With the agency deals, those percentages could change drastically on the gross end, as (I'm assuming) the consumer retail price changes to $10 to $15, as the eBook gets viewed as a separate product.

Still, the correct answer is to view the eBook market as somewhat different, and negotiate a different deal on your next contract.

Now where Nico nails his criticism is when he notes that Preston's current release, Impact, sells for $14.29 at Amazon (and well under $18.50 in retail stores). So he's correct that $15 may not be the correct price for this book electronically. eBooks cost a bit less to about the same. One figures if you drop 10% out for printing, you might add a little back in for formatting (although one would hope publishing houses started taking more care in doing this - formatting gaffes are in every book I read on a Kindle or nook these days). On top of that, in some cases, there's a cost to deliver - just a few pennies via 3G, but real nonetheless.

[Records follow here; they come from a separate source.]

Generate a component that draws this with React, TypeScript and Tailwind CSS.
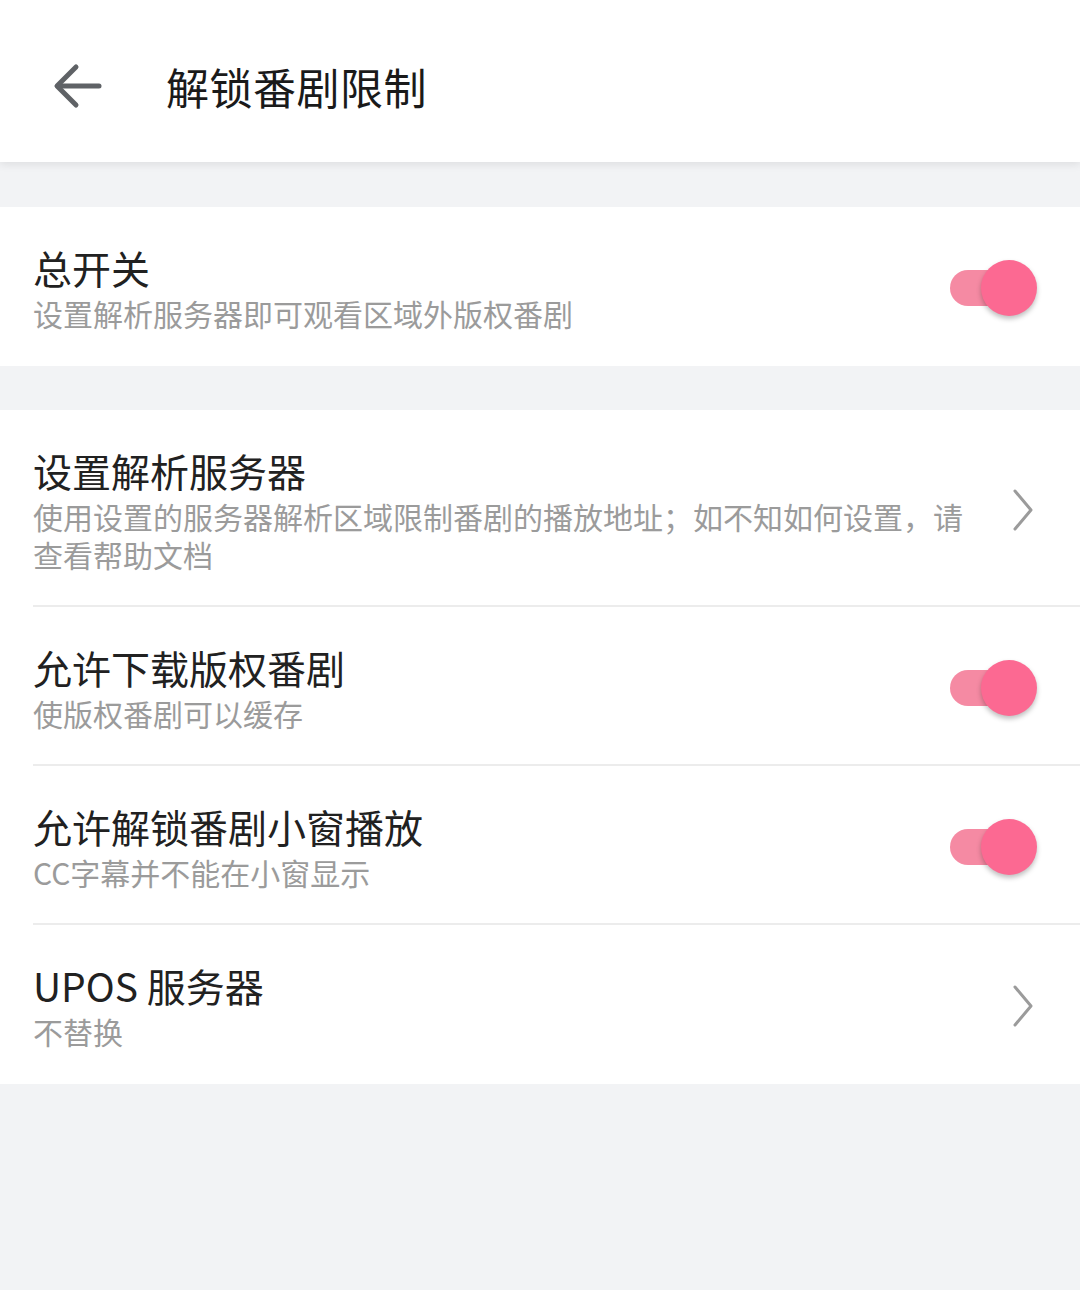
import React from "react";

type Row = {
  title: string;
  desc: string;
  kind: "toggle" | "link";
};

const font = { fontFamily: '"Noto Sans CJK SC", "Noto Sans", sans-serif' };

function Toggle() {
  return (
    <div className="relative h-[60px] w-[90px]">
      <div className="absolute left-[3px] top-[12px] h-[36px] w-[62px] rounded-full bg-[#f58aa3]" />
      <div className="absolute left-[34px] top-[2px] h-[56px] w-[56px] rounded-full bg-[#fc6992] shadow-[0_3px_5px_rgba(0,0,0,0.25)]" />
    </div>
  );
}

function Chevron() {
  return (
    <svg width="24" height="44" viewBox="0 0 24 44" fill="none">
      <path d="M4 3 L20 22 L4 41" stroke="#9b9b9b" strokeWidth="3" strokeLinecap="round" strokeLinejoin="round" />
    </svg>
  );
}

function SettingRow({ row, last }: { row: Row; last?: boolean }) {
  return (
    <div className="pl-[33px]">
      <div className={`flex items-center pt-[36px] ${last ? "pb-[34px]" : "pb-[32px] border-b-2 border-[#ececec]"}`}>
        <div className="w-[940px]">
          <div className="text-[39px] leading-[48px] text-[#212121]">{row.title}</div>
          <div className="mt-[3px] text-[30px] leading-[38px] text-[#9b9b9b]">{row.desc}</div>
        </div>
        <div className="flex flex-1 justify-end pr-[43px]">
          {row.kind === "toggle" ? <Toggle /> : <div className="pr-[2px]"><Chevron /></div>}
        </div>
      </div>
    </div>
  );
}

const rows: Row[] = [
  { title: "设置解析服务器", desc: "使用设置的服务器解析区域限制番剧的播放地址；如不知如何设置，请查看帮助文档", kind: "link" },
  { title: "允许下载版权番剧", desc: "使版权番剧可以缓存", kind: "toggle" },
  { title: "允许解锁番剧小窗播放", desc: "CC字幕并不能在小窗显示", kind: "toggle" },
  { title: "UPOS 服务器", desc: "不替换", kind: "link" },
];

export default function App() {
  return (
    <div className="min-h-[1290px] w-[1080px] bg-[#f2f3f5]" style={font}>
      <header className="relative z-10 flex h-[162px] items-center bg-white pt-[10px] shadow-[0_3px_8px_rgba(0,0,0,0.08)]">
        <div className="ml-[52px] flex h-[50px] w-[52px] items-center">
          <svg width="50" height="46" viewBox="0 0 50 46" fill="none">
            <path d="M47 23 H6" stroke="#5f6266" strokeWidth="5" strokeLinecap="round" />
            <path d="M24 4 L5 23 L24 42" stroke="#5f6266" strokeWidth="5" strokeLinecap="round" strokeLinejoin="round" />
          </svg>
        </div>
        <h1 className="ml-[62px] text-[43px] leading-none tracking-[0.5px] text-[#1a1a1a]">解锁番剧限制</h1>
      </header>

      <div className="h-[45px]" />

      <section className="bg-white">
        <SettingRow row={{ title: "总开关", desc: "设置解析服务器即可观看区域外版权番剧", kind: "toggle" }} last />
      </section>

      <div className="h-[44px]" />

      <section className="bg-white">
        {rows.map((row, i) => (
          <SettingRow key={row.title} row={row} last={i === rows.length - 1} />
        ))}
      </section>
    </div>
  );
}
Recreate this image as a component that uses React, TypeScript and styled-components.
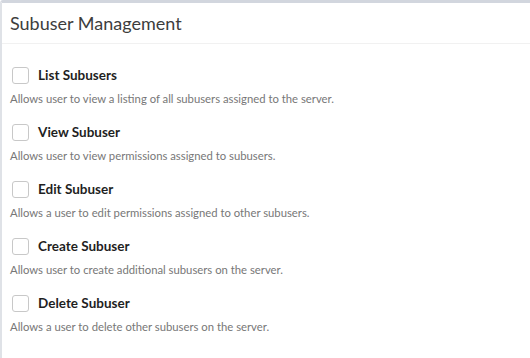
import styled, { createGlobalStyle } from "styled-components";

const GlobalStyle = createGlobalStyle`
  html, body {
    margin: 0;
    padding: 0;
    background: #ffffff;
  }
  body {
    font-family: Lato, "Open Sans", sans-serif;
  }
`;

const Box = styled.section`
  background: #ffffff;
  border-top: 3px solid #d2d6de;
  border-left: 2px solid #dfe2e7;
  border-top-left-radius: 3px;
  min-height: 355px;
`;

const BoxHeader = styled.header`
  padding: 10px 8px;
  border-bottom: 1px solid #f1f1f1;
`;

const BoxTitle = styled.h3`
  margin: 0;
  font-size: 18px;
  line-height: 20px;
  font-weight: 400;
  color: #3d3d3d;
`;

const BoxBody = styled.div`
  display: flex;
  flex-direction: column;
  gap: 15px;
  padding: 21px 8px 10px;
`;

const Permission = styled.div`
  display: flex;
  flex-direction: column;
  gap: 6px;
`;

const CheckRow = styled.label`
  display: flex;
  align-items: center;
  gap: 9px;
  height: 20px;
  padding-left: 2px;
  cursor: pointer;
`;

const CheckBox = styled.span`
  width: 15px;
  height: 15px;
  border: 1px solid #c8c8c8;
  border-radius: 3px;
  background: #ffffff;
  box-sizing: content-box;
`;

const Name = styled.span`
  font-size: 13.5px;
  font-weight: 700;
  color: #1f1f1f;
`;

const Help = styled.p`
  margin: 0;
  font-size: 11.3px;
  line-height: 16px;
  color: #777777;
`;

const permissions = [
  { name: "List Subusers", help: "Allows user to view a listing of all subusers assigned to the server." },
  { name: "View Subuser", help: "Allows user to view permissions assigned to subusers." },
  { name: "Edit Subuser", help: "Allows a user to edit permissions assigned to other subusers." },
  { name: "Create Subuser", help: "Allows user to create additional subusers on the server." },
  { name: "Delete Subuser", help: "Allows a user to delete other subusers on the server." },
];

export default function App() {
  return (
    <>
      <GlobalStyle />
      <Box>
        <BoxHeader>
          <BoxTitle>Subuser Management</BoxTitle>
        </BoxHeader>
        <BoxBody>
          {permissions.map((p) => (
            <Permission key={p.name}>
              <CheckRow>
                <CheckBox />
                <Name>{p.name}</Name>
              </CheckRow>
              <Help>{p.help}</Help>
            </Permission>
          ))}
        </BoxBody>
      </Box>
    </>
  );
}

So assuming nobody buys books cheaper than Amazon and Wal-Mart, who sell the book for $14.29 and $14.00 respectively, perhaps $13.50 is about as high as I might expect to pay to not wait 4 months to read the book. And when it's $8 or so in paperback, I better be able to buy it for $7.50 to $7.99 or so.

I'm not convinced we need to reduce best sellers another 30% from their already reduced prices at Wal-Mart and online, but I am fairly sure that paying an extra dollar is a bit much.

I'm not very concerned over guys like Preston - they'll get top dollar thanks to competition for a contract signing and can make a lot of money off a small percentage thanks to the huge volume - but we can't forget new and budding authors, who may not sell 6 digits worth of copies.

I'm not quite as angry as the author on the matter, but working full time in an industry (IT) that has seen outsourcing and H1B imported workers threatening my ability to earn one year what I earned the prior year perhaps I'm a bit more sympathetic. I've had to manage projects on a tight budget (makes you look towards outsourcing) and been threatened by it (makes you hate it). As consumers, we need to understand that constantly driving the cost of products down can hurt many people, which long term hurts availability of books as "would have been authors" look to other fields to make a living.

If the answer is an increase now ($11 to $14) and a decrease later (matching paperback pricing rather than reverting back to $9.99), I can live with that - can you?

3 comments:

  1. Hi Scott,

    I think you bring up a good point about non-Preston-level authors getting lost in this whole mess. Personally, I'd love to see authors set their own prices for ebooks. I don't begrudge struggling authors any of their hard-earned money (though I do begrudge that ingrate Preston almost all of his).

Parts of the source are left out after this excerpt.